War of the Rats - David L. Robbins (Bantam, 1999)
Excellent war novel about two top snipers - the best the Russian and German armies have -- stalking each other through the rubble during the hellish battle of Stalingrad. The Russian sniper (known as "the Hare") teaches Russian soldiers (including a girl from New York) to be snipers, while the German grooms a young German soldier as his assistant. As the two snipers hunt each other, they become symbolic of the struggle for Stalingrad and war in general. Countries may clash, but in the end it's individual against individual; in the end, it's personal. Very well-written and based on historic fact, and you'll get a strong portrait of the hell (for both sides) that was Stalingrad. You'll have a battle of your own if you try to put it down.

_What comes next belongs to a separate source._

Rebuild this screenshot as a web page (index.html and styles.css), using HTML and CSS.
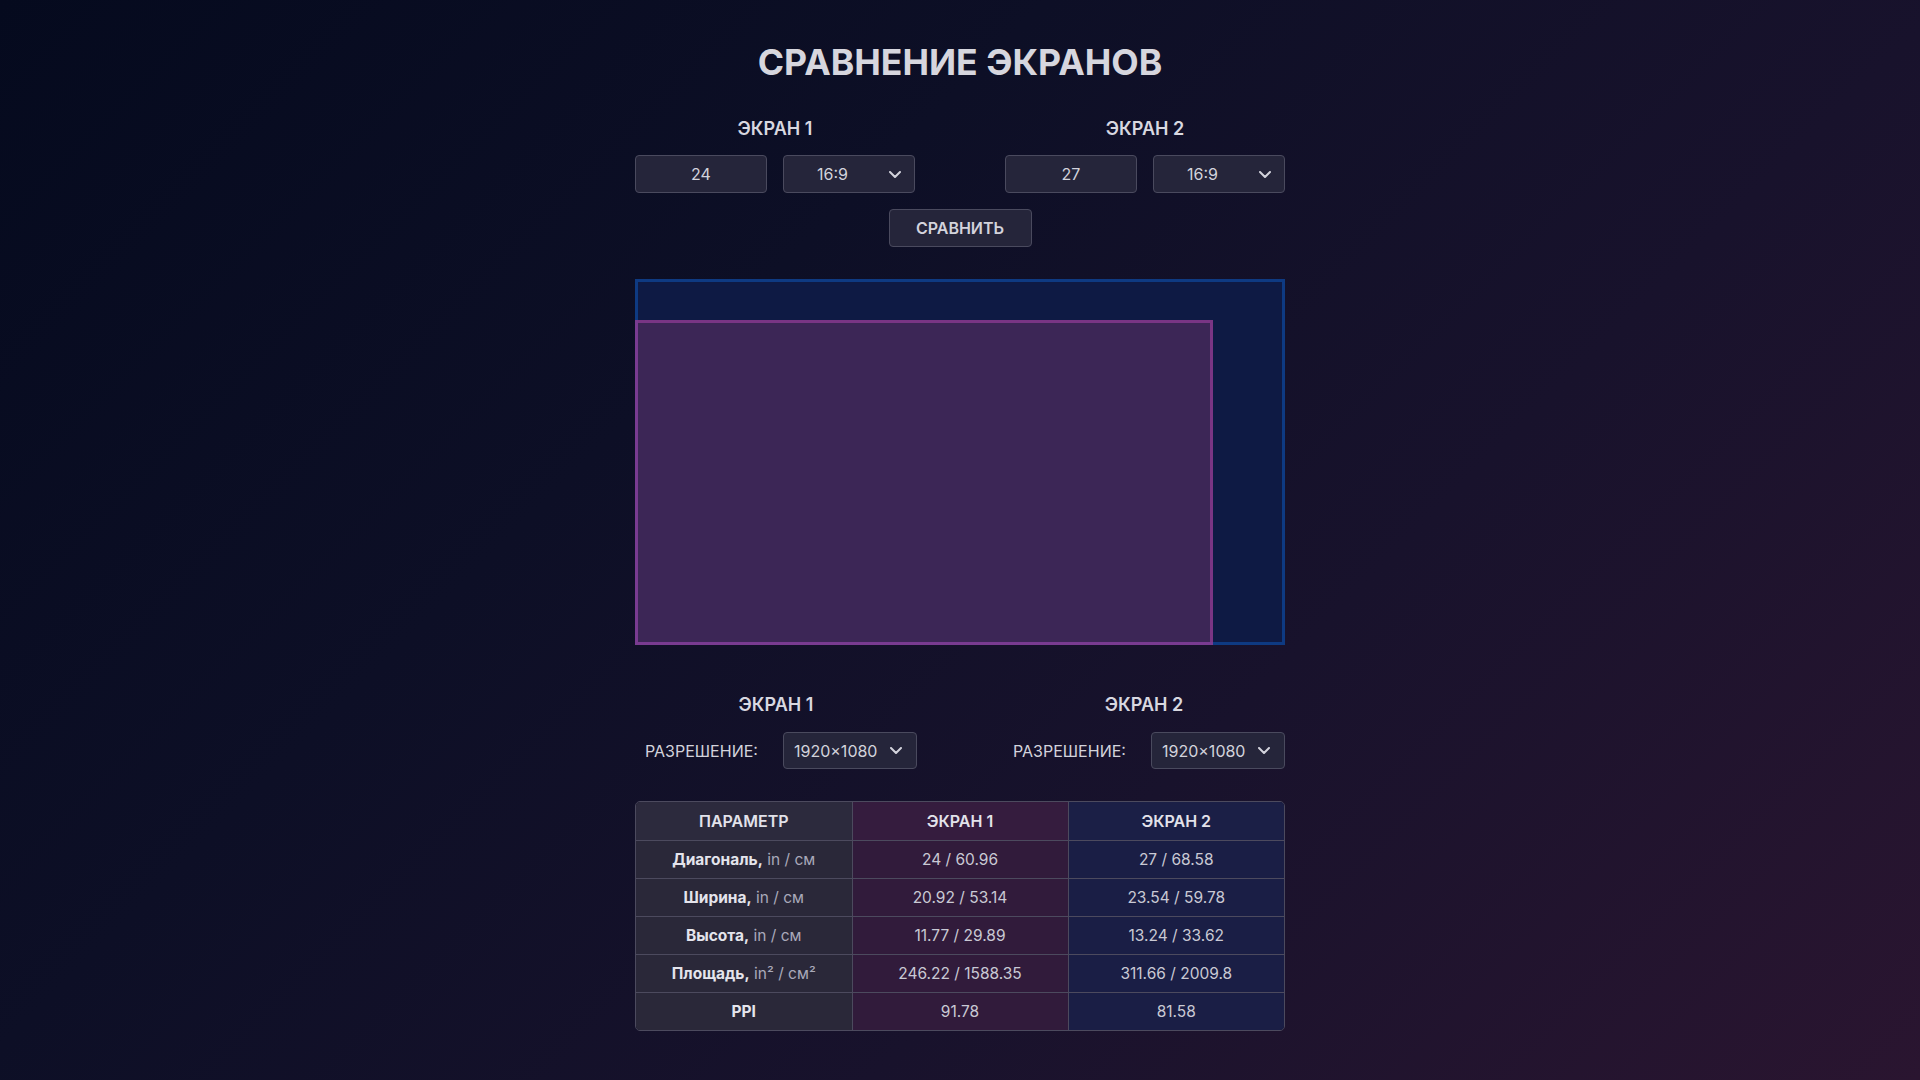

Wuthering Heights - Emily Bronte
Dark classic Gothic romance that defies categorization. It's a ghost story where there may not be ghosts, a vampire story with no blood-drinking, and a love story where everyone hates each other. Essentially, it's a sadomasochistic love story that's more true to the form than a DeSade novel, even though there's no sex of any kind. It's the tale of the classic dysfunctional duo, misanthropic bastard Heathcliff and manipulative vindictive witch Catherine, and their love so intense that it's the worst kind of hate. One of those classics that I put off reading for years, only to kick myself when I finally did read it, because I could have been re-reading it instead. Very, very good.